(Stored data)
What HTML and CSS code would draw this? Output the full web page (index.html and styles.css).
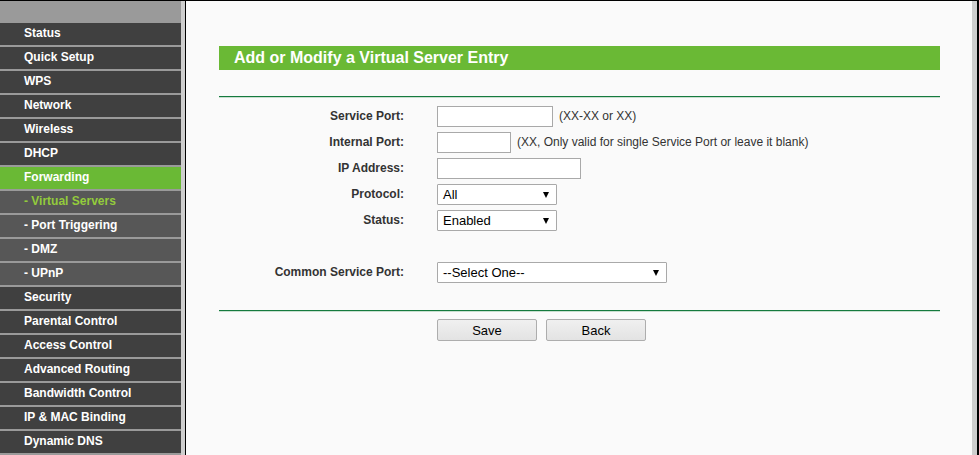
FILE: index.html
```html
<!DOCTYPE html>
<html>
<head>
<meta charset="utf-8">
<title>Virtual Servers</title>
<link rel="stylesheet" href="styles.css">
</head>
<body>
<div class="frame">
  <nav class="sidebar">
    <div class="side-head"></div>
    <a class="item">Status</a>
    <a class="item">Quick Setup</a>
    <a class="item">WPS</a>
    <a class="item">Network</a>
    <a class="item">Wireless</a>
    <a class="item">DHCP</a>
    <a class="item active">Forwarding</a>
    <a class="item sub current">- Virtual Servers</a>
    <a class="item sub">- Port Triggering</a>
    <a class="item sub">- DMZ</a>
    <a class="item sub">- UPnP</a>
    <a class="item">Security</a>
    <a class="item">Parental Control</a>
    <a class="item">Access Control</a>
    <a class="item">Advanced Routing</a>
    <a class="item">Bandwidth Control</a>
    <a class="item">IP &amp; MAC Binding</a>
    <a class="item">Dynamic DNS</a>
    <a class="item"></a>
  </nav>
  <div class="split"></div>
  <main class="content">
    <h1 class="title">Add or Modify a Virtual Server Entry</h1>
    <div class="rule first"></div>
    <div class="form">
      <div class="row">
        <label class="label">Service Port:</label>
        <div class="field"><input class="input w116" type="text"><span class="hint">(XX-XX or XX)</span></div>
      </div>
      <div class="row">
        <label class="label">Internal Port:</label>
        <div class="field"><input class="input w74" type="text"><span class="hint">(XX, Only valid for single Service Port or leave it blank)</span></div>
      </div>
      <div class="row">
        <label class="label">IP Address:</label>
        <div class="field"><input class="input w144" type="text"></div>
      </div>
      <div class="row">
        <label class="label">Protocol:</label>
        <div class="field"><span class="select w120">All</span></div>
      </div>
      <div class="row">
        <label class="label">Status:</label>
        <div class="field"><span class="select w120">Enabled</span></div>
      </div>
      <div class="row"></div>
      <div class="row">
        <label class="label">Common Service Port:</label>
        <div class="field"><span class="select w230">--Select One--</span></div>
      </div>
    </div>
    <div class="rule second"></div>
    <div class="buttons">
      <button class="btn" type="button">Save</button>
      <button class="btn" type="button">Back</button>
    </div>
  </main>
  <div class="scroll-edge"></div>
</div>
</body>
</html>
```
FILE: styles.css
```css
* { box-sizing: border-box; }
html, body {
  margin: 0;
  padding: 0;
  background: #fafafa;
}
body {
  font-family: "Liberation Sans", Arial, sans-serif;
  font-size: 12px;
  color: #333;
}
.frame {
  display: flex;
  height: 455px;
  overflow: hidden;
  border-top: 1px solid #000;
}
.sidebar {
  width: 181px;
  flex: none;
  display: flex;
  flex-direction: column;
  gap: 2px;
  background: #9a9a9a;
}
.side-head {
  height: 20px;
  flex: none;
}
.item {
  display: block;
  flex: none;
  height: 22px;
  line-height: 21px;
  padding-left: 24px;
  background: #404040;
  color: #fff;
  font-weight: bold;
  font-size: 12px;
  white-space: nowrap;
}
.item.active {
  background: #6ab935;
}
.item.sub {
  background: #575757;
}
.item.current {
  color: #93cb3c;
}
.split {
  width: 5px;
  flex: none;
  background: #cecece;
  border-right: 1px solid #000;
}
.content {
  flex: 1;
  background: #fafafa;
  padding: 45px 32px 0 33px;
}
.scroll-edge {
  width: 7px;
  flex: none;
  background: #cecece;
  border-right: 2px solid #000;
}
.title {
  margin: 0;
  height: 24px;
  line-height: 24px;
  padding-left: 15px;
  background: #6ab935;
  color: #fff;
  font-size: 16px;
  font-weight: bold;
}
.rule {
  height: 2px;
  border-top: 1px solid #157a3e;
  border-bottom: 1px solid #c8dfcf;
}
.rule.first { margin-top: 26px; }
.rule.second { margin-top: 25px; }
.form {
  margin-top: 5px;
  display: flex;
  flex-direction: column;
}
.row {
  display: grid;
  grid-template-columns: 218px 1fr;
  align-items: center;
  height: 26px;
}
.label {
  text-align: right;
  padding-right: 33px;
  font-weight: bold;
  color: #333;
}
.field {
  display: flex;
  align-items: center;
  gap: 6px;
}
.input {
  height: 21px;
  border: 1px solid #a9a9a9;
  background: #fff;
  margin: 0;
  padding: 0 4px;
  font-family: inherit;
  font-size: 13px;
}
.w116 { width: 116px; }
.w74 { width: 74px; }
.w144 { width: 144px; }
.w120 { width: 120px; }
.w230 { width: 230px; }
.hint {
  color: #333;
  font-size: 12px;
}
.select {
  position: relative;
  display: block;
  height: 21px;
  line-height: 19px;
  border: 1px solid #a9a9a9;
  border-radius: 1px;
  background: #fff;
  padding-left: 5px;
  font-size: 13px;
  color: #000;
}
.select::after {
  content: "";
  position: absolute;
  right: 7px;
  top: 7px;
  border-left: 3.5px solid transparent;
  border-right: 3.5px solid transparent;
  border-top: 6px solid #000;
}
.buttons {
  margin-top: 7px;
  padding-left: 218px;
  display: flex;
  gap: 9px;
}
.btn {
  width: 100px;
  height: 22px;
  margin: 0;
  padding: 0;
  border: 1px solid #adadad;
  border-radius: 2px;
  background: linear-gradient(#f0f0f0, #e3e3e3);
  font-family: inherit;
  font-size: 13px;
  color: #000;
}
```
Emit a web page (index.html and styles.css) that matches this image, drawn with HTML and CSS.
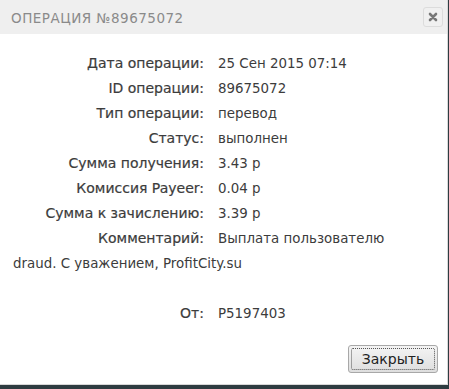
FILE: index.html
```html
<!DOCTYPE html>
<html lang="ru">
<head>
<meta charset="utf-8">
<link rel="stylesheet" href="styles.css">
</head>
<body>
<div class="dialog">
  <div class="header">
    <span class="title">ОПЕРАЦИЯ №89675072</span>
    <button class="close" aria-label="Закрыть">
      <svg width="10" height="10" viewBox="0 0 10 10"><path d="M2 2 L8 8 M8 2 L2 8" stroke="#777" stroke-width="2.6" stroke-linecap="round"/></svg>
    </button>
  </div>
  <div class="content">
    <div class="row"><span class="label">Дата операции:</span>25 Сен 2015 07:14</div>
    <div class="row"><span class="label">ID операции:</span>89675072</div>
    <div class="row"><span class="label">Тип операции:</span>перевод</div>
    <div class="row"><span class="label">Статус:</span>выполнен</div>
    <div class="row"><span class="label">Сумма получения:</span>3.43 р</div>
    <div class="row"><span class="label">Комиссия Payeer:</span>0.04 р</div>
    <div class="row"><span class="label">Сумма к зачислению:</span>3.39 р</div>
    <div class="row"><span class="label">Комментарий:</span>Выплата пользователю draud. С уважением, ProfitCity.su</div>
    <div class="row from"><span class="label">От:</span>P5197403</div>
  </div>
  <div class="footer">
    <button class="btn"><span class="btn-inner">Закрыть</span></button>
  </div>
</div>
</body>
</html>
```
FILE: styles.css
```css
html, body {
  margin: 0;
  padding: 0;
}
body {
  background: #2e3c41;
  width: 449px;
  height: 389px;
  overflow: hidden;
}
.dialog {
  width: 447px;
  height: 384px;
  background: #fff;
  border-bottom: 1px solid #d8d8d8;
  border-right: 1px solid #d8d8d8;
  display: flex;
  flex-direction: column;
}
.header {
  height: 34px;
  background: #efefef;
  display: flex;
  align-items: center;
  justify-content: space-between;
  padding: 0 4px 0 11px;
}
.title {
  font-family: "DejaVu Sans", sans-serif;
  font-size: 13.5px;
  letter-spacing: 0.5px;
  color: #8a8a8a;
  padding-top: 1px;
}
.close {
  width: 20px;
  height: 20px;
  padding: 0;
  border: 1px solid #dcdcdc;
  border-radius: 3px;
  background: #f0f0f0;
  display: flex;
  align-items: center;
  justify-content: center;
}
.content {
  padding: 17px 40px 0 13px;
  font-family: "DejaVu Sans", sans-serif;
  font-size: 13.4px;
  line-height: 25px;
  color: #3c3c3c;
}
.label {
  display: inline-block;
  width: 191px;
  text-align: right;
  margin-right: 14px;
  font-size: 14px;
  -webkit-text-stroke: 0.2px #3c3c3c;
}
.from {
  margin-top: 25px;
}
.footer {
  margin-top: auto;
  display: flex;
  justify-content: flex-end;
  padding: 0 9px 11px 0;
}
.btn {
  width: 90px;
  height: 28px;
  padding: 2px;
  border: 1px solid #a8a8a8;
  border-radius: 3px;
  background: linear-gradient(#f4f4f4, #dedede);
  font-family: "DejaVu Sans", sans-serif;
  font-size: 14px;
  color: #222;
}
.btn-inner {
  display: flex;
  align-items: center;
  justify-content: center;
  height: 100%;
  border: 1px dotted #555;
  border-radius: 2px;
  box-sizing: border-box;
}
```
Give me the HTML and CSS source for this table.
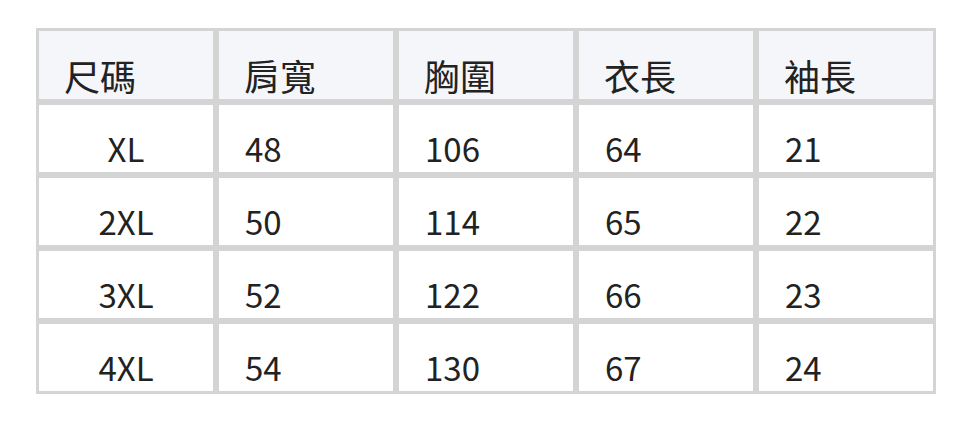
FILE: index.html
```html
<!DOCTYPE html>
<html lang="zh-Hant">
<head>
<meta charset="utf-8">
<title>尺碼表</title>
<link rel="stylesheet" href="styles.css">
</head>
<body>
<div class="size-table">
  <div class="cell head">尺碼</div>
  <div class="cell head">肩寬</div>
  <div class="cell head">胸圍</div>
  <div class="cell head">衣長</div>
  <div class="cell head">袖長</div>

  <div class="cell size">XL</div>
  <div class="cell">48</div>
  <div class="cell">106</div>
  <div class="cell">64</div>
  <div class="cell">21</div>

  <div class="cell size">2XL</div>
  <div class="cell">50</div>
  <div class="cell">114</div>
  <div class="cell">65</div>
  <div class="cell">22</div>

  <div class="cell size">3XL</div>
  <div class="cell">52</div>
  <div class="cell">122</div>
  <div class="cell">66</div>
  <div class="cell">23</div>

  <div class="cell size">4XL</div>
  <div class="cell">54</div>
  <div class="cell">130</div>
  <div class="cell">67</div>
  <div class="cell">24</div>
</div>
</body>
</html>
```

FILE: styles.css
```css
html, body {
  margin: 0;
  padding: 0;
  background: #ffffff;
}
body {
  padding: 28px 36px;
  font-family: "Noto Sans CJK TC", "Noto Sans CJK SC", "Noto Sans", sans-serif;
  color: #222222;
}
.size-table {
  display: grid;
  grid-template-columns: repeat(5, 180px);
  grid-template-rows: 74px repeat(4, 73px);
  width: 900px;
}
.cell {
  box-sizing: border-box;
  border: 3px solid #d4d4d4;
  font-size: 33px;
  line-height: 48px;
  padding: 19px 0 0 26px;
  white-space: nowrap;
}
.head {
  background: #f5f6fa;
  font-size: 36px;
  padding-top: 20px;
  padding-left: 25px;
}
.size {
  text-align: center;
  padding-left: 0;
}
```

Exercise task »
Omit the pictures and write out the lines above from the one with "Give me the" through the last, unchanged.

Written answer »
Give me the HTML and CSS source for this table.
FILE: index.html
```html
<!DOCTYPE html>
<html lang="zh-Hant">
<head>
<meta charset="utf-8">
<title>尺碼表</title>
<link rel="stylesheet" href="styles.css">
</head>
<body>
<div class="size-table">
  <div class="cell head">尺碼</div>
  <div class="cell head">肩寬</div>
  <div class="cell head">胸圍</div>
  <div class="cell head">衣長</div>
  <div class="cell head">袖長</div>

  <div class="cell size">XL</div>
  <div class="cell">48</div>
  <div class="cell">106</div>
  <div class="cell">64</div>
  <div class="cell">21</div>

  <div class="cell size">2XL</div>
  <div class="cell">50</div>
  <div class="cell">114</div>
  <div class="cell">65</div>
  <div class="cell">22</div>

  <div class="cell size">3XL</div>
  <div class="cell">52</div>
  <div class="cell">122</div>
  <div class="cell">66</div>
  <div class="cell">23</div>

  <div class="cell size">4XL</div>
  <div class="cell">54</div>
  <div class="cell">130</div>
  <div class="cell">67</div>
  <div class="cell">24</div>
</div>
</body>
</html>
```

FILE: styles.css
```css
html, body {
  margin: 0;
  padding: 0;
  background: #ffffff;
}
body {
  padding: 28px 36px;
  font-family: "Noto Sans CJK TC", "Noto Sans CJK SC", "Noto Sans", sans-serif;
  color: #222222;
}
.size-table {
  display: grid;
  grid-template-columns: repeat(5, 180px);
  grid-template-rows: 74px repeat(4, 73px);
  width: 900px;
}
.cell {
  box-sizing: border-box;
  border: 3px solid #d4d4d4;
  font-size: 33px;
  line-height: 48px;
  padding: 19px 0 0 26px;
  white-space: nowrap;
}
.head {
  background: #f5f6fa;
  font-size: 36px;
  padding-top: 20px;
  padding-left: 25px;
}
.size {
  text-align: center;
  padding-left: 0;
}
```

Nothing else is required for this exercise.